An important application of text classification in software engineering is Orthogonal Defect Classification (ODC) [1], which is a proven method for performing software defect analysis and fixing. However, ODC requires text description of defects to be able to classify them correctly. One approach is to classify defects manually, but of course this approach can't scale with large amount of defect data, hence the need for a classification engine to automatically classify next defect descriptions into predefined category to take proper actions.

There are many state-of-art methods for text classification - decision trees, rule based and Support Vector Machines (SVM) [2]. SVM has been proven to give better performance than other methods. In this article we describe framework for building a classifier to classify text defect data and how it can be generalized for different types of text data [3].

We divide the description of our work into two main articles - the main article (this one) and a supplementary article that is contained in the attachment for this article. The main article is organized as follows:

The supplementary article contains the details for the algorithms and formulae used in the framework as well as descriptions for the additional supplementary material.

Problem definition and solution approach

In this section we present a formal definition of the problem at hand and the general approach for solving it. Given a set of training records xi, i ranges from 1 to l (the number of training records). Each record xi is a vector of features of size k. A label yi is associated with each record xi, where yi ranges from 1 to m (the number of predefined classes). The classification can be thought of as a mapping function yi=f (xi) that maps the input records to one of the set of predefined classes. The task of building the classifier is to estimate a function (classifier) f * that maximizes the average classification accuracy. The classification accuracy for each class is the ratio between the number of correctly classified records (f*(xi)= f(xi)) to the total number of records in that class. The average accuracy is calculated over all predefined classes.

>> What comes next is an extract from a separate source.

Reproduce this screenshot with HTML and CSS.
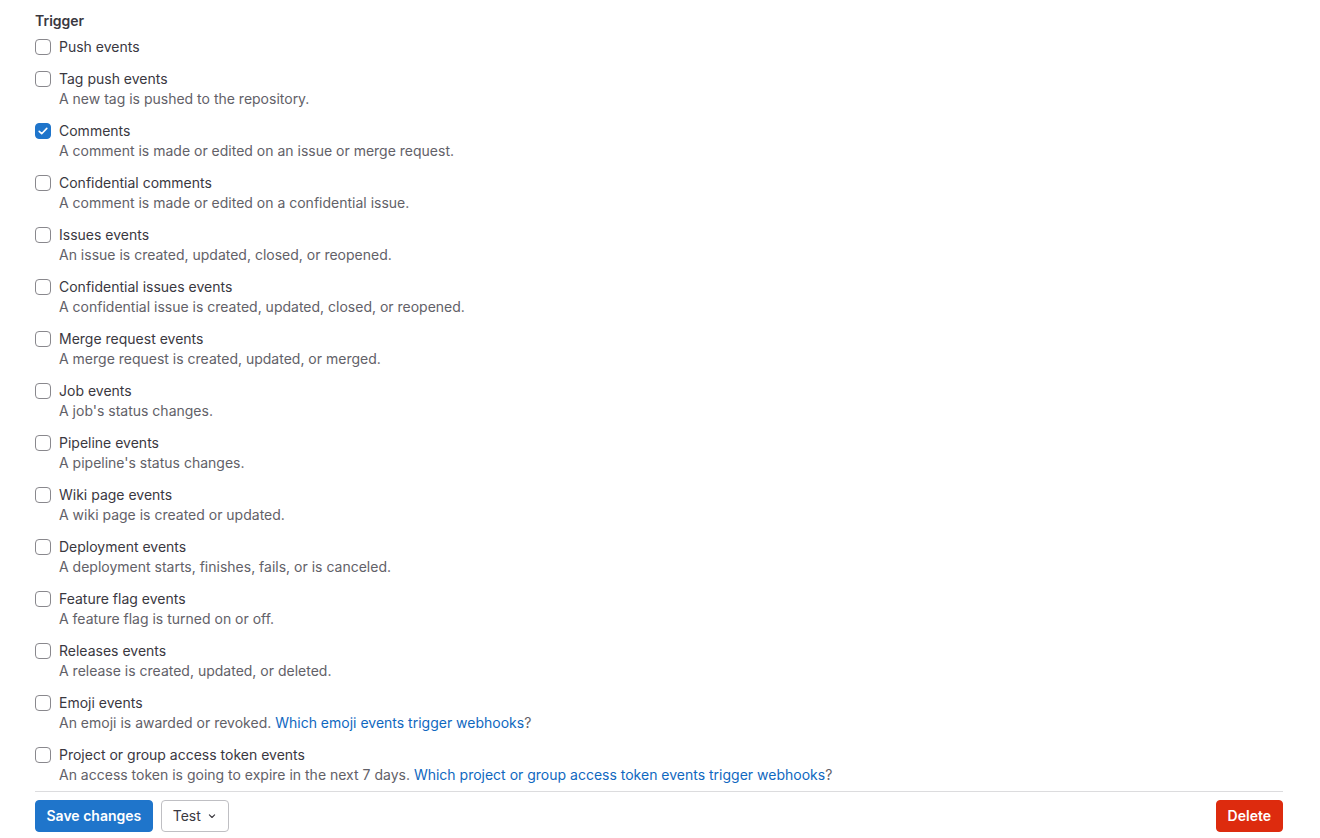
FILE: index.html
```html
<!DOCTYPE html>
<html lang="en">
<head>
<meta charset="utf-8">
<title>Webhook triggers</title>
<link rel="stylesheet" href="styles.css">
</head>
<body>
<form class="page">
  <fieldset class="triggers">
    <legend class="section-label">Trigger</legend>

    <div class="check">
      <span class="box"></span>
      <div class="check-text"><div class="label">Push events</div></div>
    </div>

    <div class="check">
      <span class="box"></span>
      <div class="check-text"><div class="label">Tag push events</div><div class="help">A new tag is pushed to the repository.</div></div>
    </div>

    <div class="check">
      <span class="box checked"><svg viewBox="0 0 16 16" width="16" height="16"><path d="M4.2 8.3l2.5 2.4 5.1-5.3" fill="none" stroke="#fff" stroke-width="1.6" stroke-linecap="round" stroke-linejoin="round"/></svg></span>
      <div class="check-text"><div class="label">Comments</div><div class="help">A comment is made or edited on an issue or merge request.</div></div>
    </div>

    <div class="check">
      <span class="box"></span>
      <div class="check-text"><div class="label">Confidential comments</div><div class="help">A comment is made or edited on a confidential issue.</div></div>
    </div>

    <div class="check">
      <span class="box"></span>
      <div class="check-text"><div class="label">Issues events</div><div class="help">An issue is created, updated, closed, or reopened.</div></div>
    </div>

    <div class="check">
      <span class="box"></span>
      <div class="check-text"><div class="label">Confidential issues events</div><div class="help">A confidential issue is created, updated, closed, or reopened.</div></div>
    </div>

    <div class="check">
      <span class="box"></span>
      <div class="check-text"><div class="label">Merge request events</div><div class="help">A merge request is created, updated, or merged.</div></div>
    </div>

    <div class="check">
      <span class="box"></span>
      <div class="check-text"><div class="label">Job events</div><div class="help">A job's status changes.</div></div>
    </div>

    <div class="check">
      <span class="box"></span>
      <div class="check-text"><div class="label">Pipeline events</div><div class="help">A pipeline's status changes.</div></div>
    </div>

    <div class="check">
      <span class="box"></span>
      <div class="check-text"><div class="label">Wiki page events</div><div class="help">A wiki page is created or updated.</div></div>
    </div>

    <div class="check">
      <span class="box"></span>
      <div class="check-text"><div class="label">Deployment events</div><div class="help">A deployment starts, finishes, fails, or is canceled.</div></div>
    </div>

    <div class="check">
      <span class="box"></span>
      <div class="check-text"><div class="label">Feature flag events</div><div class="help">A feature flag is turned on or off.</div></div>
    </div>

    <div class="check">
      <span class="box"></span>
      <div class="check-text"><div class="label">Releases events</div><div class="help">A release is created, updated, or deleted.</div></div>
    </div>

    <div class="check">
      <span class="box"></span>
      <div class="check-text"><div class="label">Emoji events</div><div class="help">An emoji is awarded or revoked. <a href="#" class="link">Which emoji events trigger webhooks</a>?</div></div>
    </div>

    <div class="check last">
      <span class="box"></span>
      <div class="check-text"><div class="label">Project or group access token events</div><div class="help">An access token is going to expire in the next 7 days. <a href="#" class="link">Which project or group access token events trigger webhooks</a>?</div></div>
    </div>
  </fieldset>

  <div class="actions">
    <div class="actions-left">
      <button type="button" class="btn btn-confirm">Save changes</button>
      <button type="button" class="btn btn-default">Test <svg class="chev" viewBox="0 0 16 16" width="12" height="12"><path d="M4.5 6.5L8 10l3.5-3.5" fill="none" stroke="#3a383f" stroke-width="1.5" stroke-linecap="round" stroke-linejoin="round"/></svg></button>
    </div>
    <button type="button" class="btn btn-danger">Delete</button>
  </div>
</form>
</body>
</html>
```

FILE: styles.css
```css
* { box-sizing: border-box; }

html, body {
  margin: 0;
  padding: 0;
  background: #fff;
}

body {
  font-family: Inter, "Noto Sans", "Liberation Sans", sans-serif;
  font-size: 14px;
  line-height: 20px;
  color: #3a383f;
}

.page {
  padding: 11px 37px 0 35px;
}

.triggers {
  border: 0;
  margin: 0;
  padding: 0;
  display: flex;
  flex-direction: column;
}

.section-label {
  padding: 0;
  font-weight: 600;
  color: #3a383f;
  margin-bottom: 6px;
  line-height: 20px;
}

.check {
  display: flex;
  gap: 8px;
  margin-bottom: 12px;
}

.check.last {
  margin-bottom: 6px;
}

.box {
  flex: none;
  width: 16px;
  height: 16px;
  margin-top: 2px;
  border: 1px solid #89888d;
  border-radius: 4px;
  background: #fff;
  display: flex;
  align-items: center;
  justify-content: center;
}

.box.checked {
  background: #1f75cb;
  border-color: #1f75cb;
}

.box svg { display: block; flex: none; }

.label {
  color: #3a383f;
}

.help {
  color: #626168;
}

.link {
  color: #1068bf;
  text-decoration: none;
}

.actions {
  border-top: 1px solid #dcdcde;
  padding-top: 8px;
  display: flex;
  justify-content: space-between;
  align-items: center;
}

.actions-left {
  display: flex;
  gap: 8px;
}

.btn {
  font-family: inherit;
  font-size: 14px;
  line-height: 16px;
  height: 32px;
  padding: 8px 12px;
  border-radius: 4px;
  border: 1px solid transparent;
  display: inline-flex;
  align-items: center;
  cursor: pointer;
}

.btn-confirm {
  background: #1f75cb;
  border-color: #1f75cb;
  color: #fff;
  font-weight: 600;
  padding: 8px 10.5px;
}

.btn-default {
  background: #fff;
  border-color: #bfbfc3;
  color: #3a383f;
  gap: 5px;
  padding: 8px 10px 8px 11px;
}

.btn-danger {
  background: #dd2b0e;
  border-color: #dd2b0e;
  color: #fff;
  font-weight: 600;
  padding: 8px 11px;
}

.chev { display: block; }
```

For text classification, we have to convert each input text record to a features vector to be able to build the classifier. This will be illustrated in detail in the next section under the topic Data pre-processing.

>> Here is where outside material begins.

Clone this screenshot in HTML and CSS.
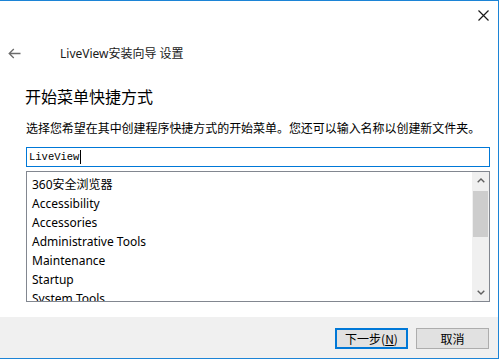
FILE: index.html
```html
<!DOCTYPE html>
<html lang="zh">
<head>
<meta charset="utf-8">
<title>LiveView安装向导 设置</title>
<link rel="stylesheet" href="styles.css">
</head>
<body>
<div class="window">
  <div class="titlebar">
    <div class="close">
      <svg width="11" height="11" viewBox="0 0 11 11"><path d="M0.5 0.5 L10.5 10.5 M10.5 0.5 L0.5 10.5" stroke="#1a1a1a" stroke-width="1.2" fill="none"/></svg>
    </div>
  </div>
  <div class="nav">
    <svg class="back" width="13" height="11" viewBox="0 0 13 11"><path d="M12.5 5.5 H1.2 M5.8 1 L1.2 5.5 L5.8 10" stroke="#6b6b6b" stroke-width="1.3" fill="none"/></svg>
    <span class="nav-title">LiveView安装向导 设置</span>
  </div>
  <div class="content">
    <h1 class="heading">开始菜单快捷方式</h1>
    <p class="desc">选择您希望在其中创建程序快捷方式的开始菜单。您还可以输入名称以创建新文件夹。</p>
    <div class="textbox"><span class="textbox-value">LiveView</span><span class="caret"></span></div>
    <div class="listbox">
      <ul class="items">
        <li>360安全浏览器</li>
        <li>Accessibility</li>
        <li>Accessories</li>
        <li>Administrative Tools</li>
        <li>Maintenance</li>
        <li>Startup</li>
        <li>System Tools</li>
      </ul>
      <div class="scrollbar">
        <div class="sb-arrow"><svg width="8" height="5" viewBox="0 0 8 5"><path d="M0.7 4.3 L4 1 L7.3 4.3" stroke="#606060" stroke-width="1.4" fill="none"/></svg></div>
        <div class="sb-track"><div class="sb-thumb"></div></div>
        <div class="sb-arrow"><svg width="8" height="5" viewBox="0 0 8 5"><path d="M0.7 0.7 L4 4 L7.3 0.7" stroke="#606060" stroke-width="1.4" fill="none"/></svg></div>
      </div>
    </div>
  </div>
  <div class="footer">
    <button class="btn btn-default">下一步(<u>N</u>)</button>
    <button class="btn">取消</button>
  </div>
</div>
</body>
</html>
```
FILE: styles.css
```css
html, body {
  margin: 0;
  padding: 0;
  background: #ffffff;
}
.window {
  width: 499px;
  height: 359px;
  box-sizing: border-box;
  border: 1px solid #1c84d6;
  border-left: none;
  background: #ffffff;
  display: flex;
  flex-direction: column;
  font-family: "Noto Sans", "Noto Sans CJK SC", sans-serif;
  color: #000;
}
.titlebar {
  height: 29px;
  display: flex;
  justify-content: flex-end;
}
.close {
  width: 30px;
  display: flex;
  align-items: center;
  justify-content: center;
}
.nav {
  height: 20px;
  margin-top: 13px;
  display: flex;
  align-items: center;
  padding-left: 8px;
}
.back {
  display: block;
}
.nav-title {
  margin-left: 39px;
  font-size: 12px;
  color: #1a1a1a;
  font-family: "Noto Sans", "Noto Sans CJK SC", sans-serif;
}
.content {
  padding-left: 26px;
}
.heading {
  margin: 22px 0 0 -1px;
  font-size: 16px;
  line-height: 22px;
  font-weight: 400;
  font-family: "Noto Sans CJK SC", sans-serif;
}
.desc {
  margin: 13px 0 0 0;
  font-size: 12px;
  line-height: 16px;
  font-family: "Noto Sans CJK SC", sans-serif;
  letter-spacing: -0.05px;
  white-space: nowrap;
  color: #000;
}
.textbox {
  margin-top: 11px;
  width: 464px;
  height: 20px;
  box-sizing: border-box;
  border: 1px solid #0078d7;
  display: flex;
  align-items: center;
  padding-left: 2px;
  font-family: "Liberation Mono", monospace;
  font-size: 10.5px;
  font-weight: 400;
  color: #000;
}
.caret {
  width: 1px;
  height: 14px;
  background: #000;
  margin-left: 1px;
}
.listbox {
  margin-top: 4px;
  width: 464px;
  height: 131px;
  box-sizing: border-box;
  border: 1px solid #828790;
  display: flex;
}
.items {
  flex: 1;
  margin: 0;
  padding: 3px 0 0 5px;
  list-style: none;
  overflow: hidden;
  font-size: 12px;
  line-height: 19px;
}
.items li {
  white-space: nowrap;
}
.scrollbar {
  width: 17px;
  background: #f0f0f0;
  display: flex;
  flex-direction: column;
}
.sb-arrow {
  height: 17px;
  display: flex;
  align-items: center;
  justify-content: center;
}
.sb-track {
  flex: 1;
}
.sb-thumb {
  margin: 2px 1px 0 1px;
  height: 46px;
  background: #cdcdcd;
}
.footer {
  margin-top: auto;
  height: 41px;
  background: #f0f0f0;
  display: flex;
  justify-content: flex-end;
  align-items: flex-start;
  gap: 8px;
  padding: 11px 9px 0 0;
  box-sizing: border-box;
}
.btn {
  width: 73px;
  height: 21px;
  box-sizing: border-box;
  border: 1px solid #adadad;
  background: #e1e1e1;
  font-family: "Noto Sans CJK SC", sans-serif;
  font-size: 12px;
  color: #000;
  padding: 0;
  margin: 0;
  line-height: 17px;
}
.btn-default {
  border: 2px solid #0078d7;
}
.btn u {
  text-decoration: underline;
}
```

Framework architecture and development

In data mining, a standard process called CRISP-DM (Cross Industry Standard Process for Data Mining) [13] is used to tackle data mining and predictive analytics problems. In this section we present the architecture of the SVM text classifier and how it is developed based on CRISP-DM process using Java and IBM SPSS Modeler.

Architecture and Design

In Figure 1, we show the architecture of the framework based on three main components:

  1. Data Pre-processing: This component is responsible for pre-processing the input text data to generate features vectors based on the Bag-of-Words model [3].
  2. Model Building and Evaluation: This component is responsible for building the classification model based on the generated features vectors. The input features vectors are divided into training, test and validation partitions. The training partition is used for initial estimation for the SVM classification model. The testing partition is used to fine tune the initial parameter estimations. The validation partition is used to measure the model performance.
  3. Data Repository: This component is responsible for storing and managing the data use within the framework. There are two main types of data - the input data and the generated features vectors. There is also auxiliary data that is used in the data pre-processing component.
Figure 1. Architecture for SVM-based text classification framework
Architecture for SVM-based text classification framework
Architecture for SVM-based text classification framework

The design objectives of the proposed framework are twofold:

  1. Generality: In feature generation and selection, we don't depend on any domain specific dictionaries for extracting important terms from the text data for feature generation. Instead we consider each term in a document as feature that is used on classification, which will be shown later. Also, in the classification model we have chosen SVM as it is proven to have better generalization performance over other classification methods and alleviates the problem of over-fitting. This is important in text classification as generated features vectors tend to be sparse which increases the possibility of over-fitting.
  2. Pluggability: We design our solution as a framework whose components can be modified and/or replaced easily. For example, in feature selection a developer can add or remove filters as needed. For building the classification model, the developer can replace SVM with any other classification technique that uses Bag-of-Words [3] model such as k-NN (K-Nearest Neighbours) and decision trees.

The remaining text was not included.